>>

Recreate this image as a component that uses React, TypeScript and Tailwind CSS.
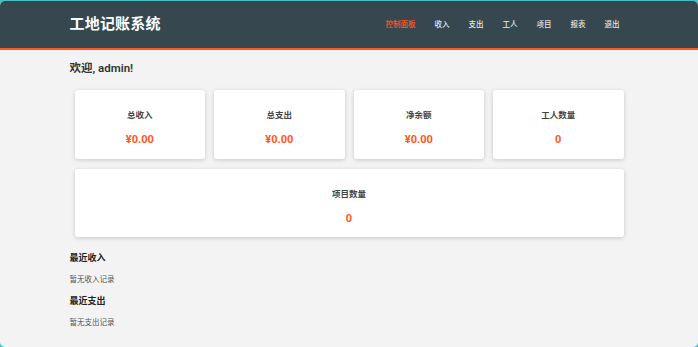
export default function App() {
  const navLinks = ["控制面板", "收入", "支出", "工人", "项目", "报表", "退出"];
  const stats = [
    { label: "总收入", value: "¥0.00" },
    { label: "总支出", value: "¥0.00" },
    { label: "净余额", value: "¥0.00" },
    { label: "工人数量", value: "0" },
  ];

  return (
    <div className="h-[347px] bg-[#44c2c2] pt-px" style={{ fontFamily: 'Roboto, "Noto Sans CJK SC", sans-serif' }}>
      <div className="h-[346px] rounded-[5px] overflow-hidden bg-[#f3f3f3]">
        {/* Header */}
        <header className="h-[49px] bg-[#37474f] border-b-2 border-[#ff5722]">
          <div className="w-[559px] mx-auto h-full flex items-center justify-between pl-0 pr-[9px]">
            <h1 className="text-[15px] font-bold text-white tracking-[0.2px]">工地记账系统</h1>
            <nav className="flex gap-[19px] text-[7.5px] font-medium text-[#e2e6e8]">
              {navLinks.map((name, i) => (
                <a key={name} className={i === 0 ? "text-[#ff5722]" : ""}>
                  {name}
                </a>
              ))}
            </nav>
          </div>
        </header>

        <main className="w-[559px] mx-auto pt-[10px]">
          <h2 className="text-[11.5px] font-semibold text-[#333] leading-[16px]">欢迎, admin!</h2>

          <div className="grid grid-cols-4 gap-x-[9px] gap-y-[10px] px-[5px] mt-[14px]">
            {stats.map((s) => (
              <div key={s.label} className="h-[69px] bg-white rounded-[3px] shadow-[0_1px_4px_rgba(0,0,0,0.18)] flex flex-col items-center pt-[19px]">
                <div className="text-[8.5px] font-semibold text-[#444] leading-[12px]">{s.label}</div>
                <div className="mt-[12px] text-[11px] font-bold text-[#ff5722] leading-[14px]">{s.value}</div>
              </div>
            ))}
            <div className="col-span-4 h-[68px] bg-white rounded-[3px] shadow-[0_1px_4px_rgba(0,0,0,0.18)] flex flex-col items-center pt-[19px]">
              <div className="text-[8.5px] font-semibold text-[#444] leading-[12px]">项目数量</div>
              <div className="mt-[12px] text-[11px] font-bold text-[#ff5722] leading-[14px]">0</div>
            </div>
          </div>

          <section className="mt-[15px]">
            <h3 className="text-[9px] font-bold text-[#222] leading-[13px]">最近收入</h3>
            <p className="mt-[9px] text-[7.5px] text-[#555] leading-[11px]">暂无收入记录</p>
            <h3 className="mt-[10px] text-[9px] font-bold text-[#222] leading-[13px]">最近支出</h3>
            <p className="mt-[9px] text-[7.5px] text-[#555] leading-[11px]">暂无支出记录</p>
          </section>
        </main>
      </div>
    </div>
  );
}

<<

| WHAT TO PRODUCE |
Reproduce the material word for word, minus the images.

| SOLUTION TO THE PROBLEM |
Recreate this image as a component that uses React, TypeScript and Tailwind CSS.
export default function App() {
  const navLinks = ["控制面板", "收入", "支出", "工人", "项目", "报表", "退出"];
  const stats = [
    { label: "总收入", value: "¥0.00" },
    { label: "总支出", value: "¥0.00" },
    { label: "净余额", value: "¥0.00" },
    { label: "工人数量", value: "0" },
  ];

  return (
    <div className="h-[347px] bg-[#44c2c2] pt-px" style={{ fontFamily: 'Roboto, "Noto Sans CJK SC", sans-serif' }}>
      <div className="h-[346px] rounded-[5px] overflow-hidden bg-[#f3f3f3]">
        {/* Header */}
        <header className="h-[49px] bg-[#37474f] border-b-2 border-[#ff5722]">
          <div className="w-[559px] mx-auto h-full flex items-center justify-between pl-0 pr-[9px]">
            <h1 className="text-[15px] font-bold text-white tracking-[0.2px]">工地记账系统</h1>
            <nav className="flex gap-[19px] text-[7.5px] font-medium text-[#e2e6e8]">
              {navLinks.map((name, i) => (
                <a key={name} className={i === 0 ? "text-[#ff5722]" : ""}>
                  {name}
                </a>
              ))}
            </nav>
          </div>
        </header>

        <main className="w-[559px] mx-auto pt-[10px]">
          <h2 className="text-[11.5px] font-semibold text-[#333] leading-[16px]">欢迎, admin!</h2>

          <div className="grid grid-cols-4 gap-x-[9px] gap-y-[10px] px-[5px] mt-[14px]">
            {stats.map((s) => (
              <div key={s.label} className="h-[69px] bg-white rounded-[3px] shadow-[0_1px_4px_rgba(0,0,0,0.18)] flex flex-col items-center pt-[19px]">
                <div className="text-[8.5px] font-semibold text-[#444] leading-[12px]">{s.label}</div>
                <div className="mt-[12px] text-[11px] font-bold text-[#ff5722] leading-[14px]">{s.value}</div>
              </div>
            ))}
            <div className="col-span-4 h-[68px] bg-white rounded-[3px] shadow-[0_1px_4px_rgba(0,0,0,0.18)] flex flex-col items-center pt-[19px]">
              <div className="text-[8.5px] font-semibold text-[#444] leading-[12px]">项目数量</div>
              <div className="mt-[12px] text-[11px] font-bold text-[#ff5722] leading-[14px]">0</div>
            </div>
          </div>

          <section className="mt-[15px]">
            <h3 className="text-[9px] font-bold text-[#222] leading-[13px]">最近收入</h3>
            <p className="mt-[9px] text-[7.5px] text-[#555] leading-[11px]">暂无收入记录</p>
            <h3 className="mt-[10px] text-[9px] font-bold text-[#222] leading-[13px]">最近支出</h3>
            <p className="mt-[9px] text-[7.5px] text-[#555] leading-[11px]">暂无支出记录</p>
          </section>
        </main>
      </div>
    </div>
  );
}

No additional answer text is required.